Время – это всё, чем мы наделены изначально. Оно свойственно нам, присуще нам. Кому-то в большей степени, кому-то в меньшей. Малейшее право распоряжаться чужим временем означает, на самом деле, ту или иную степень реальной власти. И любая власть, в том числе государственная – это отношения богатого и бедного, только роль денег играет время. Денежную тему Иисус разрулил просто: «Кесарю кесарево, а Божие Богу» (Матфея 22:21). В теме времени такой рулёж транспонируется в «дьяволу – дьяволово». Видимо.
Видимо, схемы властвования – власть порождающие, то бишь и властью порожденные – они от сатаны. И рабство – в рабстве мы не вольны распоряжаться собственным временем. Временнáя (временнáя, а не врéменная) зависимость раба от господина – самое жуткое, что есть в нашем светлом и все более просветляемом мире. Ох, неслучайно с такой остервенелостью европейские господа насаждают свои евро, лишая нас таким образом наших собственных национальных времен. Ведь деньги – суть время; безликие деньги – безликое время. Его легче отнять, чтобы потом выдавать кусками, подачками, крохами, крошками…
А время – это деньги. В средневековом, раздробленном на мелкие княжества мире (артроскопов, поди, не было), каждый новоявленный феодал, чтобы заявить о себе, в первую очередь начинал чеканить монету. Эта монета – очевидно, с его именем и лицом – заявляла его хозяйские права на время его подданных, чужое время.
Мороженое II
Неутолимая тоска поэта по мороженому свидетельствует о том – диагностировал бы современный мозгоправ, – что в новоявленном государстве ему не хватает гормонов счастья. А мороженое представляло собой эрзац счастья, по Чаку (как я его понимаю!) Слова, предпосланные «Перелому», в свою очередь предпосланному полному героическому циклу: «Вечер. Одиннадцать. Ливень. A где-то на Кубе лужи высохли. Сижу в клубе, ем мороженое и тоскую. Чудные мысли клубятся в моем мозгу», – могли бы, кажется, предшествовать «Двум вариациям»:
Только на этот раз жажда сладкого льда гораздо трагичней: «Дождь прогоняет из слуха все прочие звуки,/ Делает сердце пустым и тяжелым,/ Можно было бы даже пойти к женщине,/ Когда бы она была».
(Еще в рукописи: «Твой желтоватый снег,/ Сочащийся прохладной негой,/ Я истово подношу к губам,/ И в моем сердце замирает время».)

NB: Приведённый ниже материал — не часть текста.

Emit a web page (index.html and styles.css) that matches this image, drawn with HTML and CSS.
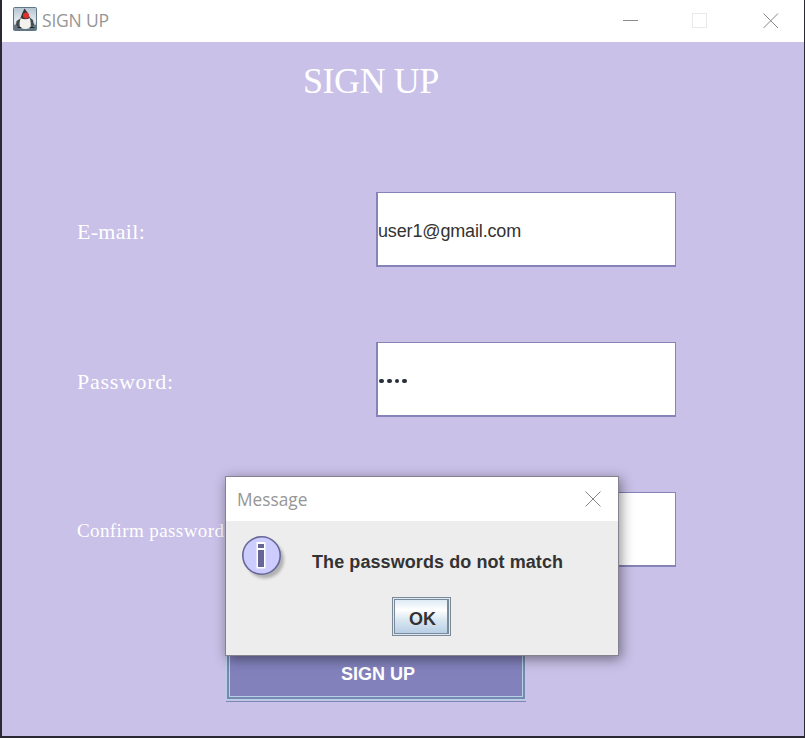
FILE: index.html
```html
<!DOCTYPE html>
<html lang="en">
<head>
<meta charset="utf-8">
<title>SIGN UP</title>
<link rel="stylesheet" href="styles.css">
</head>
<body>
<div class="window">
  <header class="titlebar">
    <svg class="app-icon" viewBox="0 0 24 24">
      <defs><linearGradient id="sky" x1="0" y1="0" x2="0" y2="1"><stop offset="0" stop-color="#b4c4d2"/><stop offset=".6" stop-color="#e6ebef"/><stop offset="1" stop-color="#8195a5"/></linearGradient></defs>
      <rect x=".5" y=".5" width="23" height="23" rx="1" fill="url(#sky)" stroke="#5f7688"/>
      <path d="M1 18Q12 14 23 18V23H1Z" fill="#667681"/>
      <path d="M8 11L3.500 14L3 18L5 20L9 17ZM16 10L20 13L21 18L19 19L15 16Z" fill="#444b4f"/>
      <path d="M8 10Q5 19 8 21Q12 23 17 21Q19 17 16 9Z" fill="#f3f2ed"/>
      <path d="M11.500 1.500Q9 6 7.500 11Q12 13.500 17 11Q15 5 11.500 1.500Z" fill="#34373a"/>
      <circle cx="13" cy="8.500" r="3" fill="#e0302b"/>
      <path d="M4 21Q6 18 9 21ZM16 21Q19 18 22 21Z" fill="#202426"/>
    </svg>
    <span class="window-title">SIGN UP</span>
    <svg class="controls" viewBox="0 0 156 16" fill="none">
      <path d="M0 7.500H15" stroke="#8c8c8c"/>
      <rect x="69.500" y=".5" width="14" height="14" stroke="#e9e9e9"/>
      <path d="M140.500 .5L155 15M155 .5L140.500 15" stroke="#858585"/>
    </svg>
  </header>
  <main class="form">
    <h1 class="heading">SIGN UP</h1>
    <div class="row"><label class="label email">E-mail:</label><div class="field">user1@gmail.com</div></div>
    <div class="row"><label class="label">Password:</label><div class="field"><span class="dots"><i></i><i></i><i></i><i></i></span></div></div>
    <div class="row"><label class="label confirm">Confirm password:</label><div class="field"></div></div>
    <div class="submit"><div class="submit-face">SIGN UP</div></div>
  </main>
</div>
<section class="dialog">
  <header class="dialog-bar">
    <span class="dialog-title">Message</span>
    <svg class="dialog-close" viewBox="0 0 16 16"><path d="M.5 .5L15.500 15.500M15.500 .5L.5 15.500" stroke="#858585"/></svg>
  </header>
  <div class="dialog-body">
    <div class="message">
      <svg class="info" viewBox="0 0 46 46">
        <defs><filter id="soft" x="-20%" y="-20%" width="150%" height="150%"><feGaussianBlur stdDeviation="1.500"/></filter></defs>
        <circle cx="23" cy="23.500" r="19" fill="#999" opacity=".7" filter="url(#soft)"/>
        <circle cx="19.500" cy="19.500" r="18.700" fill="#ccccff" stroke="#666699" stroke-width="1.600"/>
        <path d="M14.500 6H23.500V32.500H14.500Z" fill="#fff"/>
        <path d="M16 8H22V12H16ZM16 14H22V31H16Z" fill="#666699"/>
      </svg>
      <p class="message-text">The passwords do not match</p>
    </div>
    <div class="ok"><div class="ok-face">OK</div></div>
  </div>
</section>
</body>
</html>
```
FILE: styles.css
```css
* { box-sizing: border-box; }
body { margin: 0; width: 805px; height: 738px; overflow: hidden; background: #2a2832; font-family: "Liberation Sans", Arial, sans-serif; }
.window { width: 802px; height: 736px; margin-left: 2px; background: #c9c1e8; }
.titlebar { display: flex; align-items: center; height: 42px; padding: 0 25px 4px 11px; background: #fff; }
.app-icon { width: 24px; height: 24px; }
.window-title { margin-left: 5px; font: 17.500px/24px "Open Sans", "Noto Sans", sans-serif; color: #969696; letter-spacing: -.2px; padding-top: 2px; }
.controls { width: 156px; height: 16px; margin-left: auto; margin-top: 3px; }
.form { padding: 18px 0 0 75px; }
.heading { margin: 0 0 90px 226px; height: 42px; font: 36px/43px "Liberation Serif", serif; color: #fff; letter-spacing: -.45px; }
.row { display: flex; align-items: center; height: 75px; margin-bottom: 75px; }
.label { width: 299px; font: 22px/26px "Liberation Serif", serif; color: #fff; letter-spacing: .7px; padding-top: 4px; }
.email { letter-spacing: .3px; }
.confirm { font-size: 19px; letter-spacing: .4px; padding-top: 3px; }
.field { display: flex; align-items: center; width: 300px; height: 75px; padding-top: 5px; background: #fff; border: solid #8583b7; border-width: 1px 1px 2px 2px; font-size: 18px; letter-spacing: -.15px; color: #333; }
.dots { display: flex; gap: 3px; padding-left: 1px; margin-top: -1px; }
.dots i { width: 4.800px; height: 4.800px; border-radius: 50%; background: #28303a; }
.submit { width: 300px; height: 60px; padding: 0 1px 2px; margin-left: 149px; border-bottom: 1px solid #7788b5; }
.submit-face { display: flex; align-items: center; justify-content: center; height: 57px; border: 2px solid #718aad; box-shadow: inset 0 0 0 1px #b8cfe5, 0 0 0 1px #b8cfe5; background: #8281bc; color: #fff; font-size: 18px; font-weight: bold; padding: 7px 0 0 4px; }
.dialog { position: absolute; left: 225px; top: 476px; width: 394px; height: 180px; border: 1px solid #85818f; background: #ededed; box-shadow: 2px 3px 12px rgba(0, 0, 0, .45); }
.dialog-bar { display: flex; align-items: center; justify-content: space-between; height: 44px; padding: 0 17px 0 11px; background: #fff; }
.dialog-title { font: 17.300px/24px "Open Sans", "Noto Sans", sans-serif; color: #969696; padding-top: 1px; }
.dialog-close { width: 16px; height: 16px; }
.dialog-body { padding: 15px 16px; }
.message { display: flex; height: 46px; }
.info { width: 46px; height: 46px; }
.message-text { margin: 16px 0 0 24px; font-size: 18px; line-height: 21px; letter-spacing: .08px; font-weight: bold; color: #333; white-space: nowrap; }
.ok { width: 59px; height: 39px; margin: 15px 0 0 150px; border: 1px solid #7a8a99; padding: 1px; background: #dce8f2; }
.ok-face { display: flex; align-items: center; justify-content: center; height: 35px; border: 2px solid #7a8a99; border-width: 1px 2px 1px 1px; background: linear-gradient(#dfebf5, #fff 30%, #dae7f2 60%, #b8cfe5); font-size: 18px; font-weight: bold; color: #333; padding: 5px 0 0 3px; }
```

И дальше: «Ты. Ты, спахтанное во тьме и прохладе,/ Что много слаще хлеба и поцелуев —/ Гд е ты, подобное пламени и стреле,/ В час, когда жизнь на грани распада и ухода?»

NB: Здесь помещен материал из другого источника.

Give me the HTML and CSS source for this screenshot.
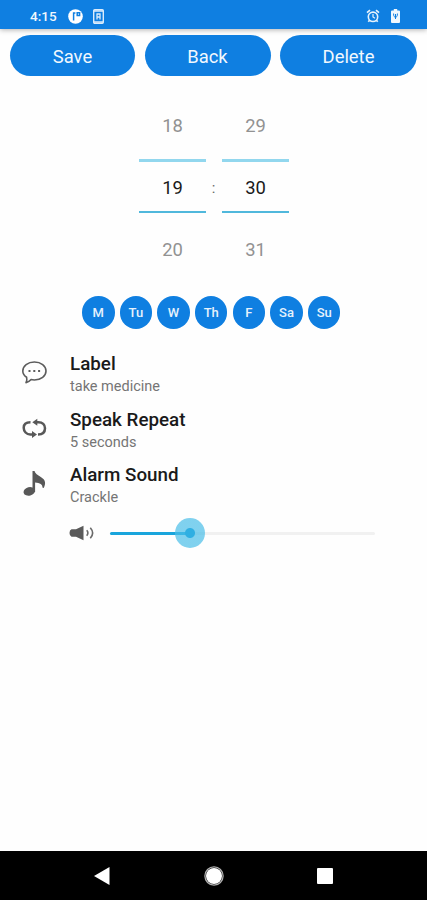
FILE: index.html
```html
<!DOCTYPE html>
<html lang="en">
<head>
  <title>Edit alarm</title>
  <meta charset="utf-8">
  <meta name="viewport" content="width=device-width, initial-scale=1">
  <link rel="stylesheet" href="styles.css">
</head>
<body>
  <div class="screen">
    <header class="status">
      <span class="status-time">4:15</span>
      <svg width="15" height="15" viewBox="0 0 15 15">
        <circle cx="7.5" cy="7.5" r="7.3" fill="#fff"/>
        <path d="M5.6 3.2v8.3M5.6 4h1.8M9.2 3.7h2.4v2.8H9.2z" fill="none" stroke="#0f7fe1" stroke-width="1.5"/>
      </svg>
      <svg class="status-card" width="11" height="15" viewBox="0 0 11 15">
        <rect x=".7" y=".7" width="9.6" height="13.6" rx="1" fill="#0f7fe1" stroke="#dcecfb" stroke-width="1.4"/>
        <path d="M1 2h9M1 13h9" stroke="#dcecfb" stroke-width="1.6"/>
        <path d="M4 4.5v6M7 4.5v6M3.5 5h4M3.5 8h4" fill="none" stroke="#dcecfb" stroke-width="1.3"/>
      </svg>
      <svg class="status-alarm" width="14" height="14" viewBox="0 0 14 14" fill="none" stroke="#e6f2fc">
        <circle cx="7" cy="7.8" r="4.7" stroke-width="1.6"/>
        <path d="M1 3.7L4 1.2M13 3.7L10 1.2M3.6 11.3l-1.3 1.5M10.4 11.3l1.3 1.5" stroke-width="1.7"/>
        <path d="M7 5v3l2 1.2" stroke-width="1.2"/>
      </svg>
      <svg width="9" height="14" viewBox="0 0 9 14">
        <path d="M2.8 0h3.4v1.5H8a1 1 0 0 1 1 1V13a1 1 0 0 1-1 1H1a1 1 0 0 1-1-1V2.5a1 1 0 0 1 1-1h1.8z" fill="#f1f8fe"/>
        <path d="M2.6 4.5c0 3 .5 3.5 1.9 3.5s1.9-.5 1.9-3.5M4.5 5v5" fill="none" stroke="#0f7fe1" stroke-width="1"/>
      </svg>
    </header>

    <div class="actions">
      <button class="button">Save</button>
      <button class="button">Back</button>
      <button class="button">Delete</button>
    </div>

    <div class="picker">
      <div class="picker-column">
        <span class="picker-value">18</span>
        <span class="picker-value picker-current">19</span>
        <span class="picker-value picker-next">20</span>
      </div>
      <span class="picker-colon">:</span>
      <div class="picker-column">
        <span class="picker-value">29</span>
        <span class="picker-value picker-current">30</span>
        <span class="picker-value picker-next">31</span>
      </div>
    </div>

    <div class="days">
      <span class="day">M</span>
      <span class="day">Tu</span>
      <span class="day">W</span>
      <span class="day">Th</span>
      <span class="day">F</span>
      <span class="day">Sa</span>
      <span class="day">Su</span>
    </div>

    <main class="options">
      <div class="option">
        <svg class="option-icon" width="26" height="26" viewBox="0 0 26 26" fill="none" stroke="#5c5c5c">
          <path d="M5.6 18.2C3 16.6 1.8 14.5 1.8 12c0-5 5-9 11.6-9S25 7 25 12s-5 9-11.6 9c-1.2 0-2.3-.1-3.3-.4-1.3 1.6-2.6 2.5-5.1 3 .9-1.6 1.2-3.3.6-5.4z" stroke-width="1.6" stroke-linejoin="round"/>
          <path d="M7.5 12h2M12.3 12h2M17.1 12h2" stroke-width="2"/>
        </svg>
        <div class="option-text">
          <h2 class="option-title">Label</h2>
          <p class="option-value">take medicine</p>
        </div>
      </div>
      <div class="option">
        <svg class="option-icon" width="26" height="26" viewBox="0 0 26 26">
          <path d="M9.5 7.2C5 7.2 2.7 9 2.7 12.7s2.8 6.8 6.5 6.8H12M17 19.5c4.5 0 7-2.5 7-6.2s-2.5-6.1-6.5-6.1H15" fill="none" stroke="#585858" stroke-width="2.5"/>
          <path d="M11.3 7.2l5-3.5v7zM16 19.5l-5-3.5v7z" fill="#585858"/>
        </svg>
        <div class="option-text">
          <h2 class="option-title">Speak Repeat</h2>
          <p class="option-value">5 seconds</p>
        </div>
      </div>
      <div class="option">
        <svg class="option-icon" width="26" height="26" viewBox="0 0 26 26" fill="#585858">
          <ellipse cx="8.3" cy="21.4" rx="5.8" ry="4.2" transform="rotate(-15 8.3 21.4)"/>
          <path d="M11.5 1h2c.7 2.8 3 4 6.3 6 5 3 5.2 6.5 3 11l-1.4-.4c.4-3-2.4-4.7-7.3-5.1V22h-2.6z"/>
        </svg>
        <div class="option-text">
          <h2 class="option-title">Alarm Sound</h2>
          <p class="option-value">Crackle</p>
        </div>
      </div>

      <div class="volume">
        <svg width="26" height="16" viewBox="0 0 26 16">
          <path d="M2.5 4.2H7L14.5.8v14.4L7 11.8H2.5Q.5 11 .5 8t2-3.8z" fill="#5a5a5a"/>
          <path d="M17.7 5.3q2.4 2.7 0 5.4M21.3 2.7q4.7 5.3 0 10.6" fill="none" stroke="#6a6a6a" stroke-width="1.6"/>
        </svg>
        <div class="slider">
          <div class="slider-fill" style="width: 30%"><span class="slider-thumb"></span></div>
        </div>
      </div>
    </main>

    <nav class="navbar">
      <svg width="16" height="18" viewBox="0 0 16 18"><path d="M0 9L15.5 0v18z" fill="#fff"/></svg>
      <svg width="20" height="20" viewBox="0 0 20 20">
        <circle cx="10" cy="10" r="9.1" fill="none" stroke="#b0b0b0" stroke-width="1.3"/>
        <circle cx="10" cy="10" r="8" fill="#fff"/>
      </svg>
      <svg width="16" height="16" viewBox="0 0 16 16"><rect width="16" height="16" rx="1" fill="#fff"/></svg>
    </nav>
  </div>
</body>
</html>
```
FILE: styles.css
```css
*, *::before, *::after {
  margin: 0;
  padding: 0;
  box-sizing: border-box;
}

body {
  background-color: #FEFEFE;
  color: #1A1A1A;
  font-family: Roboto, sans-serif;
}

svg {
  display: block;
  flex-shrink: 0;
}

.screen {
  display: flex;
  flex-direction: column;
  height: 900px;
}

.status {
  display: flex;
  align-items: center;
  height: 29px;
  padding: 3px 27px 0 30px;
  background-color: #0F7FE1;
  box-shadow: 0 1px 5px rgba(0, 0, 0, 0.3);
  color: #F1F8FE;
}

.status-time {
  width: 38px;
  font-size: 13.5px;
  font-weight: 500;
}

.status-card {
  margin-left: 10px;
}

.status-alarm {
  margin-right: 11px;
  margin-left: auto;
}

.actions {
  display: grid;
  grid-template-columns: 125px 126px 137px;
  gap: 9.5px;
  padding: 6px 10px 0;
  position: relative;
}

.button {
  height: 41px;
  padding-top: 2px;
  border: none;
  border-radius: 21px;
  background-color: #0F7FE1;
  color: #F1F8FE;
  font-family: inherit;
  font-size: 18.4px;
}

.picker {
  display: flex;
  justify-content: center;
  margin-top: 15px;
}

.picker-column {
  width: 67px;
}

.picker-value {
  display: flex;
  justify-content: center;
  align-items: center;
  height: 68px;
  padding-left: 1px;
  color: #929292;
  font-size: 18.4px;
}

.picker-current {
  height: 54px;
  padding-top: 1px;
  border-top: 3px solid #92D7EE;
  border-bottom: 2px solid #50B8DC;
  color: #1A1A1A;
}

.picker-next {
  height: 72px;
}

.picker-colon {
  align-self: center;
  width: 16px;
  color: #666666;
  font-size: 15px;
  text-align: center;
}

.days {
  display: flex;
  justify-content: space-between;
  width: 258.5px;
  margin: 11px 0 0 82px;
}

.day {
  display: flex;
  justify-content: center;
  align-items: center;
  width: 32.5px;
  height: 32.5px;
  border-radius: 50%;
  background-color: #0F7FE1;
  color: #E6F2FC;
  font-size: 13px;
  font-weight: 500;
}

.options {
  flex-grow: 1;
  padding: 23.5px 52px 0 21px;
}

.option {
  display: flex;
  height: 55.5px;
}

.option-icon {
  margin-top: 7px;
}

.option-text {
  margin-left: 23px;
}

.option-title {
  font-size: 18.8px;
  font-weight: 500;
  line-height: 24px;
}

.option-value {
  color: #757575;
  font-size: 14.5px;
  line-height: 21px;
}

.volume {
  display: flex;
  align-items: center;
  height: 29px;
  padding-left: 48px;
}

.slider {
  flex-grow: 1;
  height: 3px;
  margin-left: 15px;
  border-radius: 2px;
  background-color: #F1F1F1;
}

.slider-fill {
  position: relative;
  height: 3px;
  border-radius: 2px;
  background-color: #19A5DC;
}

.slider-thumb {
  position: absolute;
  top: -13.5px;
  right: -15px;
  width: 30px;
  height: 30px;
  border-radius: 50%;
  background: radial-gradient(circle, #2FAFE2 4.5px, rgba(74, 190, 232, 0.7) 5.5px);
}

.navbar {
  display: flex;
  justify-content: space-between;
  align-items: center;
  height: 49px;
  padding: 0 94px;
  background-color: #000000;
}
```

Наконец, много дальше, о себе, любимом: «– Ты, словно дерево, оторванное от корней,/ Иссыхаешь —»…
Можно сказать и так: поэту не хватало времени. В относительно либеральном обществе, к тому же почитающем искусства, время относительно неприкосновенно. Как и частная собственность. Тем не менее, всё чего-то не хватает, что-то вспомнить недосуг. Не оставляет ощущение того, что ты «не при делах», не оставляет выбора… да и собственность – нет-нет да и подвергнется национализации. Но кто посягнет на время?
Индивидуальное время претерпевает качественное изменение. Оно вроде бы истончается. Оскудевает. Происходит разжижение личного времени. Независимый человек по не зависящим от него причинам вдруг начинает ощущать нехватку времени, как если бы оно вытекало в никуда. Как если бы его бассейн прохудился, и человек, в поисках своего утрачиваемого времени, погрузился сначала на дно, потом еще ниже, в почву – к корням, к глубинным водам и праматерям…
«Жизнь стала мелкой, крохотной, как женские ладони», – угадано еще в середине двадцатых, на русском – этом нервическом наречии пифий и палачей. И это Чак, скрупулезно отмечавший: «Часы пробили пять… В шесть я ждал… Сегодня вечером в десять… Бьет двенадцать…»! (Скорее всего, ему элементарно не хватало денег. Скорее всего, он был чересчур любим временем, а время – ревниво, и тому, кого оно любит, не разрешает разменивать себя на деньги.)